Before you purchase a system, a thorough site assessment is essential. You need to understand soil conditions, the water table level, and accessibility for both installation equipment and future maintenance crews. Key installation steps generally include:
- Excavation: Digging a pit to the correct dimensions specified by the manufacturer.
- Foundation: Setting a proper foundation, typically a reinforced concrete slab, to provide a stable, level base.
- Piping: Correctly connecting the inlet and outlet piping, ensuring the proper slope for gravity-fed systems.
- Backfilling: Carefully backfilling around the unit with appropriate material to avoid damaging the tank or connections.
Common pitfalls to avoid include improper venting that can hinder flow, using the wrong backfill material that fails to support the tank, or damaging the unit’s structural integrity during placement. Always consult the manufacturer’s installation manual and consider working with a qualified installer to ensure the system is set up for optimal performance.

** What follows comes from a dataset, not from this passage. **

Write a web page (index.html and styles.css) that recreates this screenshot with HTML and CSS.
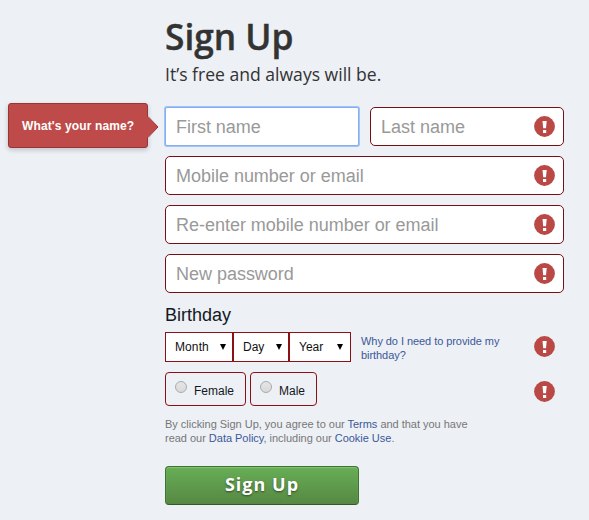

A Practical Guide to OWS Maintenance and Compliance
Installing an OWS is only the first step. A consistent maintenance program is the key to ensuring both system longevity and unwavering regulatory compliance. Neglecting maintenance can lead to clogged coalescing media, poor separation efficiency, and ultimately, a non-compliant discharge.
Creating a Maintenance Schedule
A proactive maintenance schedule helps you identify and address potential issues before they become costly problems. While you should always follow the manufacturer’s specific recommendations, a typical schedule includes:
- Weekly: Visually inspect the unit for any signs of leaks or external damage. Check the oil level in the reservoir to gauge how quickly oil is accumulating.
- Monthly: Use a sludge judge or similar tool to measure the depth of sediment at the bottom of the tank. Inspect the coalescing media for any signs of fouling or clogging.
- Quarterly/Annually: Schedule a professional service to pump out the collected oil and sludge. The coalescing media should be removed and cleaned according to the manufacturer’s guidelines to restore its efficiency.
Be vigilant for common signs of system inefficiency, such as a visible oily sheen in the effluent water or drains that are backing up or flowing slowly.
Navigating EPA Regulations and Standards
The EPA regulates “oil and grease” as a conventional pollutant, and the standards for its discharge can be stringent. To make these regulations more tangible, it’s helpful to look at specific targets. Under the Clean Water Act, EPA regulations for some onshore oil and gas facilities require that produced water discharges have a daily maximum limitation for oil and grease.
For many other industrial facilities, regulations are even stricter, establishing a zero discharge of pollutants standard. This makes high-efficiency separation technology absolutely essential for achieving compliance. It’s critical to remember that local and state regulations can often be more stringent than federal guidelines, so always check with your local environmental authority to confirm the exact discharge limits for your facility.
Conclusion
From understanding the simple science of gravity to navigating the complexities of installation and maintenance, you now have a comprehensive overview of oil water separator systems. We’ve seen that these units are not just pieces of equipment but are critical assets for ensuring environmental compliance, mitigating financial risk, and maintaining operational efficiency.
The core takeaway is that a properly selected, installed, and maintained oil water separator is a powerful tool for responsible wastewater management. By investing the time to understand your facility’s specific flow rates, site conditions, and regulatory obligations, you can make an informed decision that leads to a more reliable, cost-effective, and compliant long-term solution.